After showing a glimmer of hope in the prior quarter's results with higher sales, Geospace Technologies (NASDAQ:GEOS) posted another quarter of declining sales and little sign of turning a profitable quarter any time soon.
Here's a look at the company's most recent results and what management thinks 2018 will look like (hint, it doesn't look good).
Geospace Technologies earnings: The raw numbers
|Metric||Fiscal Q1 2018||Fiscal Q4 2017||Fiscal Q1 2017|
|Revenue||$14.6 million||$23.6 million||$15.3 million|
|Operating income||($9.60 million)||($18.19 million)||($11.31 million)|
|Net income from continuing operations||($9.48 million)||($19.21 million)||($11.70 million)|
This quarter was a continuation of the same trends that have impacted Geospace's earnings for a while. Sales of seismic monitoring products continue to slide as oil and gas producers aren't spending money on exploration. The one part of the business that is seeing growth is its non-seismic products that aren't tied to oil and gas. Non-seismic sales now represent 44% of total revenue and management expects this is the only segment that will grow in the shorter term.
At the end of the quarter, the company still had $46 million in cash and short-term investments and no debt on the balance sheet. That continues to be the one thing that keeps this company going through several years of losses.
What management had to say
For investors looking for some encouragement heading into 2018, CEO Rick Wheeler didn't provide a whole lot of hope for the rest of the year.

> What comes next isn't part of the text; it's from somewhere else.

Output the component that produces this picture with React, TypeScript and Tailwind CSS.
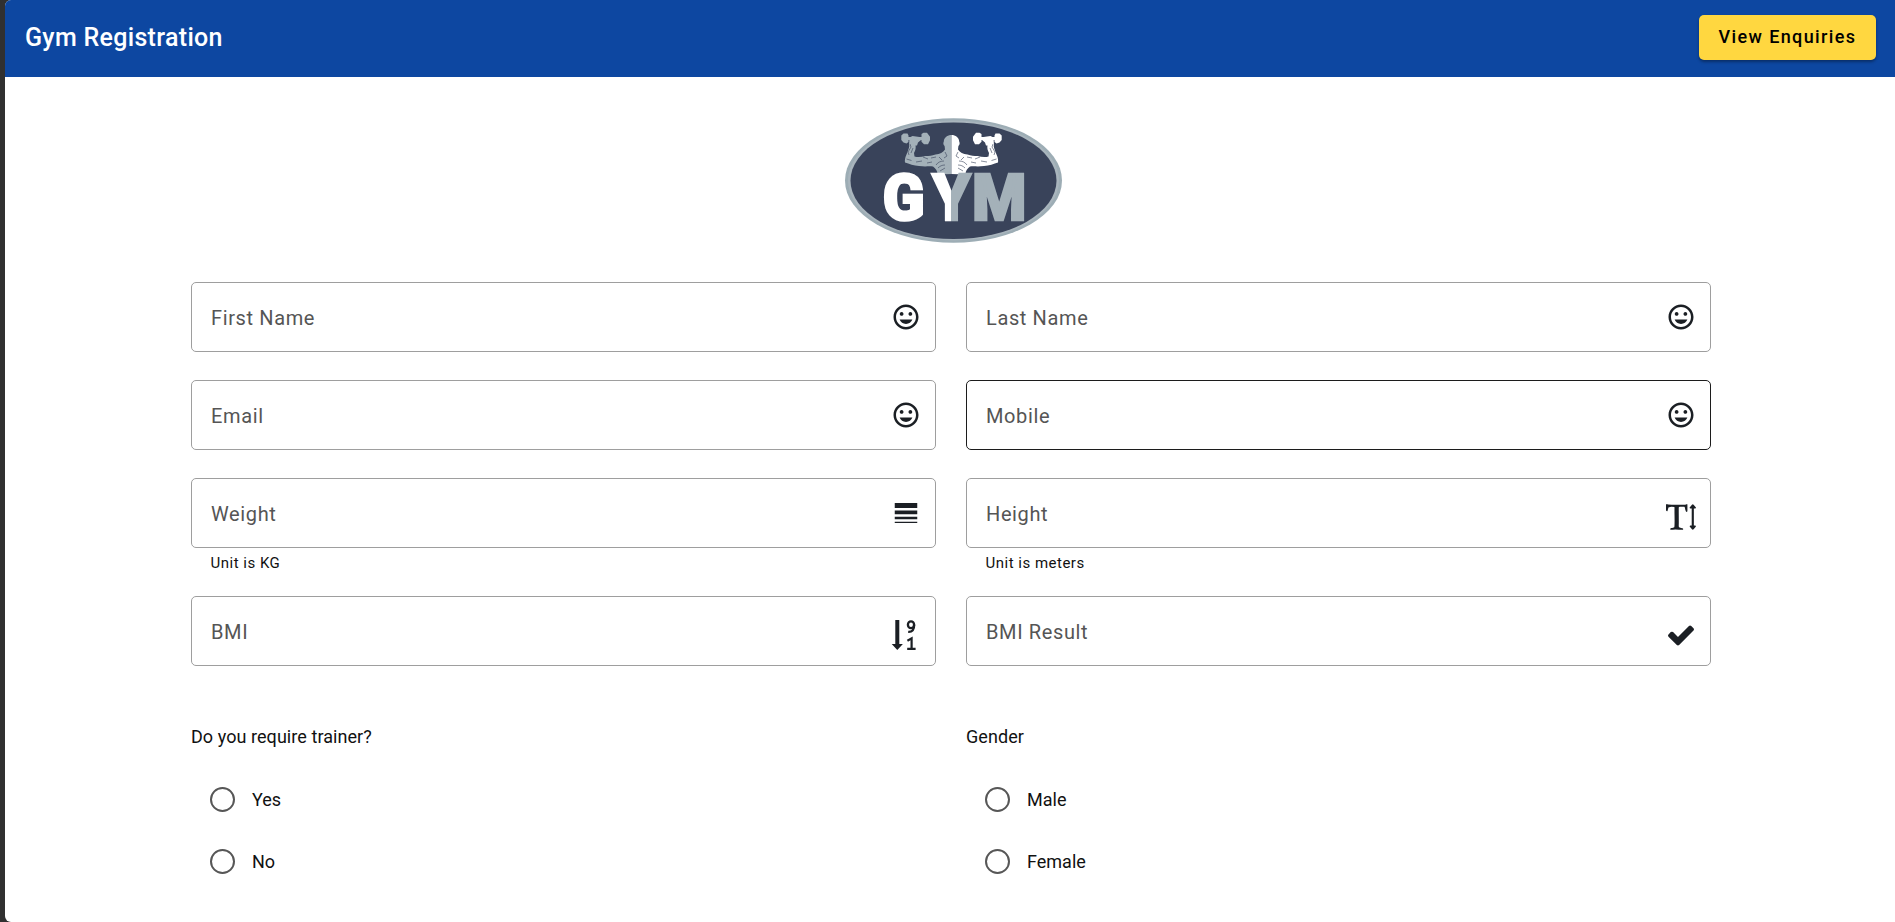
import React from "react";
import { MdLineWeight, MdMood } from "react-icons/md";

function TextHeightIcon() {
  return (
    <svg viewBox="0 0 1792 1792" className="size-[30px] fill-current">
      <path d="M1744 1408q33 0 42 18.5t-11 44.5l-126 162q-20 26-49 26t-49-26l-126-162q-20-26-11-44.5t42-18.5h80v-1024h-80q-33 0-42-18.5t11-44.5l126-162q20-26 49-26t49 26l126 162q20 26 11 44.5t-42 18.5h-80v1024h80zm-1663-1279l54 27q12 5 211 5 44 0 132-2t132-2q36 0 107.5.5t107.5.5h293q6 0 21 .5t20.5 0 16-3 17.5-9 15-17.5l42-1q4 0 14 .5t14 .5q2 112 2 336 0 80-5 109-39 14-68 18-25-44-54-128-3-9-11-48t-14.5-73.5-7.5-35.5q-6-8-12-12.5t-15.5-6-13-2.5-18-.5-16.5.5q-17 0-66.5-.5t-74.5-.5-64 2-71 6q-9 81-8 136 0 94 2 388t2 455q0 16-2.5 71.5t0 91.5 12.5 69q40 21 124 42.5t120 37.5q5 40 5 50 0 14-3 29l-34 1q-76 2-218-8t-207-10q-50 0-151 9t-152 9q-3-51-3-52v-9q17-27 61.5-43t98.5-29 78-27q19-42 19-383 0-101-3-303t-3-303v-117q0-2 .5-15.5t.5-25-1-25.5-3-24-5-14q-11-12-162-12-33 0-93 12t-80 26q-19 13-34 72.5t-31.5 111-42.5 53.5q-42-26-56-44v-383z" />
    </svg>
  );
}

function SortDescIcon() {
  return (
    <svg viewBox="0 0 30 30" className="size-[30px]" fill="none" stroke="currentColor">
      <path d="M4.300 0h4v24h3.600L6.300 30 0.700 24h3.600z" fill="currentColor" stroke="none" />
      <ellipse cx="20" cy="4.800" rx="3.100" ry="3.400" strokeWidth="2.300" />
      <path d="M23.200 4.800c0 4.800-1.800 7.200-6 7" strokeWidth="2.300" />
      <path d="M16.400 20.700l4.200-2.400v10.200M16.200 28.800h8.400" strokeWidth="2.200" />
    </svg>
  );
}

function CheckIcon() {
  return (
    <svg viewBox="0 0 1792 1792" className="size-[30px] fill-current">
      <path d="M1671 566q0 40-28 68l-724 724-136 136q-28 28-68 28t-68-28l-136-136-362-362q-28-28-28-68t28-68l136-136q28-28 68-28t68 28l294 295 656-657q28-28 68-28t68 28l136 136q28 28 28 68z" />
    </svg>
  );
}

function HalfFigure({ color }: { color: string }) {
  return (
    <g>
      <path
        d="M116.500 25c-4 0-7.500 2.500-7.700 6.500-.8 1.500-.5 3.500.8 4.500l.4 3.500c-2 3-5 4.500-9.500 5-3.500 1-6.500 1.500-10 1.500-4 1-7.500 1.500-11 .5l-.5-3.500c1.500-2.500 2-5 1.500-8h-6c-.5 4-2.500 8-4 12-.5 2-.8 3.500-.5 5.500 4 1.500 9 3 14 3.500 6 .8 10 0 14 .5 2.500 2 4.500 4 4.500 8l14-.5z"
        fill={color}
      />
      <path d="M74.500 27.500l3-1.500 7 1 1.500 3-3 2.500-1 3h-8z" fill={color} />
      <path d="M66.300 25.500l2.200-2h4l1 2v6.500l-2 1.500-3-1-2.200-2.500zM86.500 24l2-1.300h3.500l3 4v3.500l-2 4h-4l-2.500-2.500z" fill={color} />
      <path d="M72 27h16v3H72z" fill={color} />
      <path
        d="M75 34l1 3-3 5 1 3M78 38l-2 5M71.500 49l5 1.500M81 52l6-1M88 47l5 2M92 53l5-1M96 48l5-1M101 55c2-3 5-4 8-4M103 58c2-2 4-3 7-3M105 61l5-3M110 42l2 4-3 2M104 47l3 3"
        stroke="#39435a"
        strokeWidth="0.800"
        fill="none"
        opacity="0.750"
      />
    </g>
  );
}

function GymLogo() {
  return (
    <svg viewBox="0 0 240 140" className="h-[140px] w-[240px]">
      <defs>
        <linearGradient id="split" gradientUnits="userSpaceOnUse" x1="96" y1="0" x2="137" y2="0">
          <stop offset="0.500" stopColor="#fff" />
          <stop offset="0.500" stopColor="#a4b1b9" />
        </linearGradient>
      </defs>
      <ellipse cx="118.500" cy="70.500" rx="108.500" ry="62.300" fill="#9dadb5" />
      <ellipse cx="118.500" cy="70.500" rx="105.500" ry="60" fill="#a9b5bd" />
      <ellipse cx="118.500" cy="70.700" rx="103" ry="58.300" fill="#39435a" />
      <HalfFigure color="#a4b1b9" />
      <g transform="translate(233 0) scale(-1 1)">
        <HalfFigure color="#fff" />
      </g>
      <g className="font-[Roboto] font-black" fontSize="64" strokeWidth="2.600">
        <text x="47.700" y="109.700" fill="#fff" stroke="#fff" textLength="41.800" lengthAdjust="spacingAndGlyphs">G</text>
        <text x="97.300" y="109.700" fill="url(#split)" stroke="url(#split)" textLength="38.400" lengthAdjust="spacingAndGlyphs">Y</text>
        <text x="137.300" y="109.700" fill="#a4b1b9" stroke="#a4b1b9" textLength="54" lengthAdjust="spacingAndGlyphs">M</text>
      </g>
    </svg>
  );
}

type FieldProps = { label: string; icon: React.ReactNode; hint?: string; active?: boolean };

function Field({ label, icon, hint, active }: FieldProps) {
  return (
    <div>
      <div
        className={`flex h-[70px] items-center justify-between rounded-[5px] border pl-[19px] pr-[14px] ${
          active ? "border-[#1c1c1c]" : "border-[#9e9e9e]"
        }`}
      >
        <span className="pt-[2px] text-[20px] leading-[30px] tracking-[0.625px] text-[#555]">{label}</span>
        <span className="text-[#1b1f24]">{icon}</span>
      </div>
      {hint && <p className="h-[20px] pl-[19.500px] pt-[4px] text-[15px] leading-[22px] tracking-[0.5px]">{hint}</p>}
    </div>
  );
}

function RadioSet({ title, options }: { title: string; options: string[] }) {
  return (
    <div>
      <p className="text-[18px] leading-[26px] tracking-[0.06px]">{title}</p>
      <div className="mt-[18px]">
        {options.map((option) => (
          <label key={option} className="flex h-[62.500px] items-center pl-[19px]">
            <span className="size-[25px] rounded-full border-2 border-[#575757]" />
            <span className="ml-[17px] text-[18px]">{option}</span>
          </label>
        ))}
      </div>
    </div>
  );
}

export default function App() {
  const mood = <MdMood size={30} />;
  return (
    <div className="h-[922px] overflow-hidden bg-[#303030] pl-[5px] font-[Roboto,sans-serif] text-[#111]">
      <div className="h-full overflow-hidden rounded-l-[6px] bg-white">
        <header className="flex h-[77px] items-center justify-between bg-[#0d47a1] pl-[20px] pr-[19px] pb-[2px]">
          <h1 className="text-[25px] font-medium tracking-[0.312px] text-white">Gym Registration</h1>
          <button className="h-[45px] w-[177px] rounded-[5px] bg-[#ffd740] pb-[2px] text-[18px] font-medium tracking-[1.380px] text-black shadow-[0_2px_3px_rgba(0,0,0,0.350)]">
            View Enquiries
          </button>
        </header>
        <main className="pl-[186px] pr-[184px]">
          <div className="flex h-[205px] pl-[644px] pt-[33px]">
            <GymLogo />
          </div>
          <div className="grid grid-cols-2 gap-x-[30px] gap-y-[28px]">
            <Field label="First Name" icon={mood} />
            <Field label="Last Name" icon={mood} />
            <Field label="Email" icon={mood} />
            <Field label="Mobile" icon={mood} active />
            <Field label="Weight" icon={<MdLineWeight size={30} />} hint="Unit is KG" />
            <Field label="Height" icon={<div className="pt-[8px]"><TextHeightIcon /></div>} hint="Unit is meters" />
            <Field label="BMI" icon={<div className="pt-[8px]"><SortDescIcon /></div>} />
            <Field label="BMI Result" icon={<div className="pt-[8px]"><CheckIcon /></div>} />
          </div>
          <div className="mt-[58px] grid grid-cols-2 gap-x-[30px]">
            <RadioSet title="Do you require trainer?" options={["Yes", "No"]} />
            <RadioSet title="Gender" options={["Male", "Female"]} />
          </div>
        </main>
      </div>
    </div>
  );
}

Oil prices have come a long way since their $30 low point two years ago and much of the volatility seen in the past has abated for now. As a result, many oil companies have reported at least an intention to increase capital spending, although rather conservatively in most cases. While certainly encouraging, examination shows that a majority of these increases are earmarked for production related expenditures and not directed toward new exploration efforts. Because of this, the seismic industry will continue to face struggles because the amount of services and equipment available in the marketplace to acquire seismic data far exceeds the amount that current levels of exploration work can sustain. In most respects, this further translates to an existing oversupply of seismic equipment and instrumentation, which in effect reduces demand for many of our products.
Even though this was an extremely dour outlook, Wheeler did also offer some hope that the business will rebound further down the road.
We believe that the current low level of exploration being funded by oil and gas companies is insufficient to provide them with a sustainable future of production opportunities. The implication is that exploration efforts will eventually need to increase, even though there is no real clarity regarding the timeline of improvement. We believe that our genuine commitment to our customers and our dedication to embed quality, innovation, and efficiency into our products help cement a position of leadership and preference in our industry. This, in conjunction with our strong balance sheet and conservative cost conscious management, gives us a sound footing to both endure the current market conditions and to benefit in their recovery.
Fiscal year 2017 was certainly a year worth forgetting for Geospace investors, and this first-quarter 2018 result isn't looking much better. Fortunately, the company runs such a cash-light business that it can sustain taking paper losses without eating into its cash pile. Based on management's outlook for the rest of the year, it will have to lean on that cash pile again in 2018 because there is little sign of an uptick in exploration spending that would boost revenue.